What can NGOs learn from the private sector?

The not-for-profit sector is afflicted by a strange condition known as ‘private sector envy’. This is the unshakeable belief that not-for-profits are inefficient, bureaucratic, and boring, while the private sector is fast-moving, quick-thinking, and innovative. This deep-seated insecurity has worked its way deep into major donors; for example, DFID writes ‘business cases’, worries about their ‘commercial model’, and seeks to ‘maximise their investment’.

This is wrong for two reasons. Firstly, the not-for-profit sector can be hugely efficient. I started my career working for a small NGO in West Africa. With just five staff and unrestricted funding, it was innovative, impact-orientated, and a joy to work for. At a larger scale, the public sector has a long and distinguished history of innovations; the internet is a recent good example. (Thanks, US military!) In turn, the private sector can be quite incredibly inefficient, as anyone who has ever tried to change their gas supplier can testify.

More importantly, private sector envy often ignores the relative constraints and incentives of the public and private sectors. I realised this when I switched from working from large (and inefficient) charities, to private sector consultancies implementing donor-funded projects. Being afflicted by private sector envy myself, I honestly expected the private sector to be more efficient than the public sector, and it was quite a shock to find that it was just as bad.

After the initial frustration had subsided, I realised that the reason was simple – as a contractor, the private sector consultancy was now labouring under exactly the same incentives as the charities. They were risk-averse because the donor punished failure. They didn’t care about monitoring and evaluation because they didn’t want to uncover any negative news which might jeopardise their next bid. The HR department was useless because – well, HR departments are always useless.

When the private sector is more efficient, it’s often because they have clearer incentives and clearer metrics of success. In the public sector, by contrast, incentives are murky and often misaligned. Government bodies often want to spend their allocated budget and satisfy domestic lobbyists or constituencies, charities often want to get more money and expand. There is no simple metric of success which can be agreed on, unambiguously measured, and used to drive performance.

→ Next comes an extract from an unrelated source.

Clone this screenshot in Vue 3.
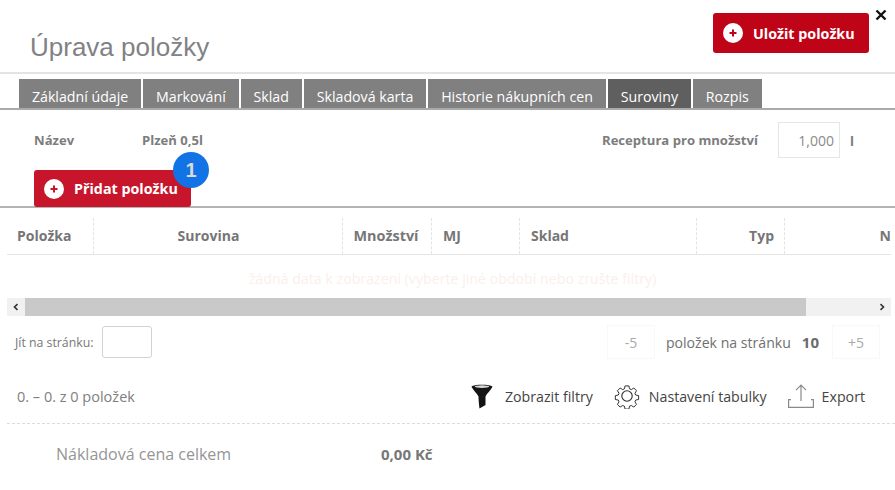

So trying to make the not for profit sector “more business-like” is a mistake. In trying to transplant practices from the private sector into the public sector, you risk getting the worst of both worlds. Management by results is a good example. Although better monitoring, evaluation, and tracking of results is certainly needed, most development projects cannot be managed by a simple dashboard of indicators. Current results management practices risk perverse incentives – encouraging a focus on the short over the long term, for example – and could reduce the intrinsic motivation of many working in the sector.

Instead, we should take inspiration from good practice wherever we find it – whether in the public sector, private sector, or behind the back of the sofa. We should pay attention to the incentives that programmes face, and recognise that these are mixed, ambiguous, and hard to set. We should measure success – but recognise that we can’t always attribute it and use it to drive programme performance. Finally, we should fire all HR departments.

3 thoughts on “What can NGOs learn from the private sector?

  1. I enjoyed the article. Your points about M&E and fear of reporting failure are well-taken.

    The point I have more trouble with is about misalignment of incentives. You discuss the awkward ménage à trois inherent in international nonprofit work: that donor governments, NGOs, and beneficiaries frequently want different things. As you put it, this can result in incentives being “murky and often misaligned.”

    Then, in your last paragraph, you mention “pay[ing] attention to the incentives programs face, and recogniz[ing] that these are mixed, ambiguous, and hard to set.”

    The question I was attempting to ask via twitter is basically this: what good does paying attention do, if incentives are different and at times incompatible? Compared to your other two points, which seem to be about accountability and implementation, this point seems to raise larger issues of power.

    To take a stark example, you could think about food aid in Haiti during the 80s and 90s. The US had policies it wanted to pursue in Haiti, in this case 1) for Haiti to become a better export market for US rice and 2) for formerly agricultural labor to be freed up for textiles so Gap, Gildan, Levi et al. could flourish. We coordinated our aid and trade policies (and their tariff policies) to achieve thes results. And I don’t believe this is conspiratorial, USAID bragged about it, and Pres. Clinton finally admitted it a few years ago in Congressional testimony. But in situations like that, the donor goals and the beneficiary goals are in tension, if not diametrically opposed. Is “paying attention” an answer? Or perhaps you would say this example is an extremely isolated case?